The bus-ride to the estate, the gambits to trick Venetia’s ex out (and her wavering at the sight of his persuasion, nattily lit), as she pleads, her friends finally jump and retrieve the phone are the first acts’ highlight. Deleting the messages none to soon though they soon discover why they’re in enemy territory, as Odele relates.

Act Two finds the deflated group tearing strips off each other – Jonah’s insecurities after having a knife held to his throat, revealing something of Bit he shouldn’t almost sending the group off in different directions. Wheatle’s story is particularly strong when tracing group dynamics, splinterings of loyalty, the reforming of alliances and the role of wise peacemakers to force some truth and reconciliation.

Saira from Syria, whose father’s died, is one such and Yeva’s role is to the fore far more, breaking out of her mother’s terrified care of her. It’s a backstory to make the others realize how absurd their own privations are.

Yeva’s very impressive Alongside McKay and the now valued Bushkid she proves the instinctive adult. Donnachie’s performance too – full of bop and restless energy – is the most physically distinctive and characterfully tailored.

There’s more adolescent discoveries first. After being tricked by a cab driver when the buses fail, they crash into a rave and discover someone they really don’t want to meet, knife-wielding Festus (Simi Egbejumi-David) with a grievance with Nesta. And who knows how to lure him out. There’s a finely-choreographed scene where the escapees fall into poses in their agonists’ arms. Then there’s the story of how a woman find the cold courage to break this.

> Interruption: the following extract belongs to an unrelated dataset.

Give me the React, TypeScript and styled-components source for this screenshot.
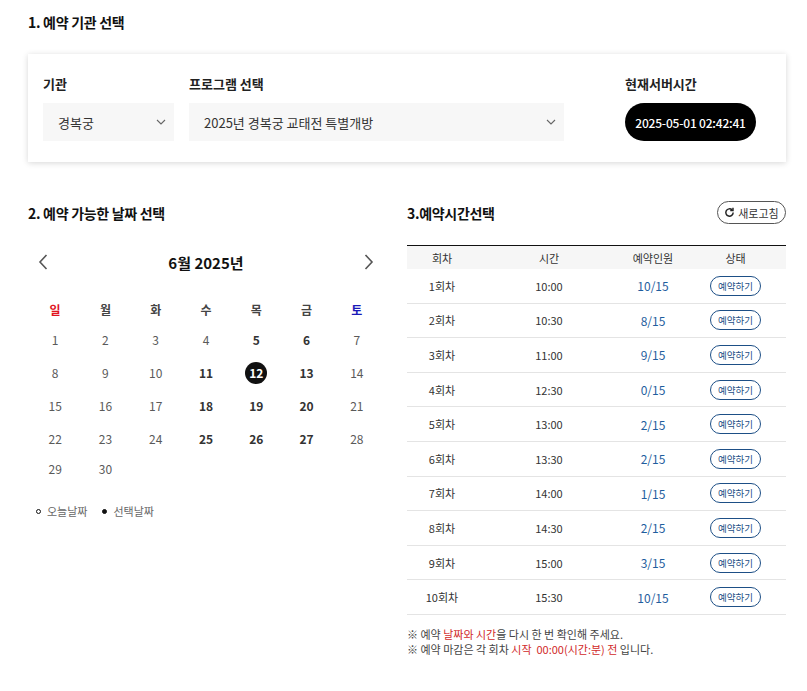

The pace of storytelling in the last third of this play certainly accelerates, but there’s few longeurs. This ensemble never sits still, and though a touch more vocal clarity wouldn’t go amiss, the women generally are very fine here: Powell and Donnachie but also Yeva. But all the ensemble’s acting – in particular Odele’s who has most to do, but Shaw and Douglas, as well as the two multi-roling actors who add a tang and set of different idioms: Egbejumi-David and Mathurin who play anything from villains to cab driving villains to anxious fathers.

The melodies rarely let up, and the ensemble never does; everything’s to a powerful beat. This work is a small masterclass in storytelling from the ground up, from the estates, raw and powerful as Andrea Dunbar. It’s marvellous its realisation enjoys such verve, such heart and such truth.